2. Justin Masterson - Cleveland Indians. Masterson's valuation is -1.4, so he actually ties Blackburn in that category and he has thrown more innings. This kid is really a puzzle. He has the stuff. He just can't get it to translate into big league performance. His WHIP is 1.63 which is really high. He's walked 4.1 batters per nine while giving up 10.5 hits per nine. Not a good combination.

3. Scott Feldman - Texas Rangers. This one really hurts because the Fan really likes Feldman. But he's had an awful season and his valuation sits at -1.1. His WHIP is 1.589. He's given up 11.5 hits per nine innings. He simply could not replicate his season of a year ago and the Rangers finally pulled him from the rotation.

4. Joe Blanton - Philadelphia Phillies. Blanton has had two decent starts in August but even in those decent starts, his hits per nine innings mirror what he's done all season. Blanton has given up 11 hits per nine innings this season combined with a hefty 1.4 homers per nine. Blanton's walk rate is excellent but if the batter gets the bat on the ball, they fall in safely...a lot. His valuation? -1.1

5. Manny Parra - Milwaukee Brewers. Parra's WHIP of 1.681 as high as it is, is an improvement over last year's horrendous 1.829. Parra gives up too many walks at nearly five per nine innings AND he gives up a lot of hits (10.6 per nine). His 1.4 homers per nine innings don't help any either. His ERA+ the last two seasons have been 63 and 73. Unfortunately, Parra is the poster boy of why the Brewers need starting pitching. Valuation: -1.0

6. Nate Robertson - Florida Marlins (released) Nate Roberston is probably the most expensive guy on this list at $10 million in salary this year.

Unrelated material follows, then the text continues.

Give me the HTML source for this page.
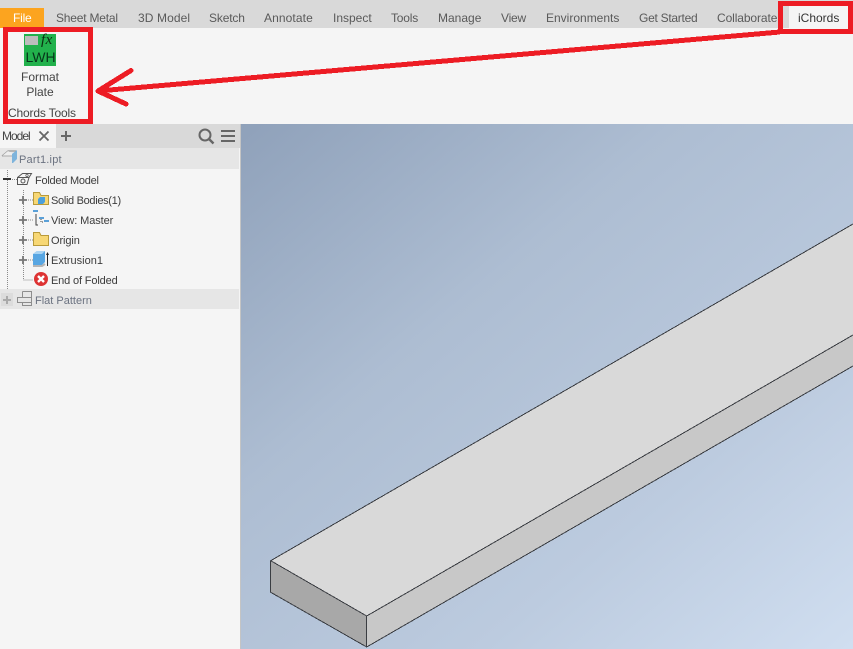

And he got his 100 innings in there before the Marlins had seen enough and designated him. His stats are actually hidden a bit by an effective May. But in his eight last starts in June and July, he gave up nearly 7.5 runs per game. He just couldn't get anyone out during those eight starts and in July when the Marlins had seen enough, opponents had an .889 OPS against him. Valuation: -0.9.

7. Brian Bannister - Kansas City Royals. Bannister is a very popular player. He talks to fans and reporters. He writes well. He's very smart. he just doesn't get good results when he pitches. His ERA is close to 6. His WHIP is close to 1.6. His HRs/9 is 1.7. All numbers that would safely entrench him on this list no matter how smart and popular he is. Valuation: -0.8

8. Kevin Correia - San Diego Padres. Correia will tease you with a good start now and then, but over all, he's been terrible. He had another bad outing against the Brewers on Saturday night lasting only 4.1 innings. That's the trouble with Correia. He throws just enough good games to make you think he should keep getting the ball, but he shouldn't. His valuation is -0.8. His walks are up thise year as is his homer rate per nie.

9. Brad Bergesen - Baltimore Orioles. Bergesen has actually pitched well of late since Buck Showalter took over. He showed great promise last year. But this year has been a real mess. His ERA is close to 6. His WHIP is close to 1.6. His HR/9 rate is 1.5. Bergesen doesn't strike enough guys out to help himself. Perhaps he's turned a corner now. Valuation: -0.7

10. David Bush - Milwaukee Brewers. Bush had a good June and if it wasn't for that, his numbers would be really bad. They are bad enough with a WHIP over 1.5. He is walking more batters per nine this year than in previous years while striking out less. Not a good combination. His ERA at 4.63 is much better than it should be. He is pitching much the same as last year when he had an ERA+ of only 63 but he seems to be much luckier this year. Still, his valuation by B-R is -0.7.

There you have it. The worst starting pitchers in the majors this season (so far).

1 comment:

Josh Borenstein said...

I think Masterson will eventually put it all together, but he might be better suited for the bullpen.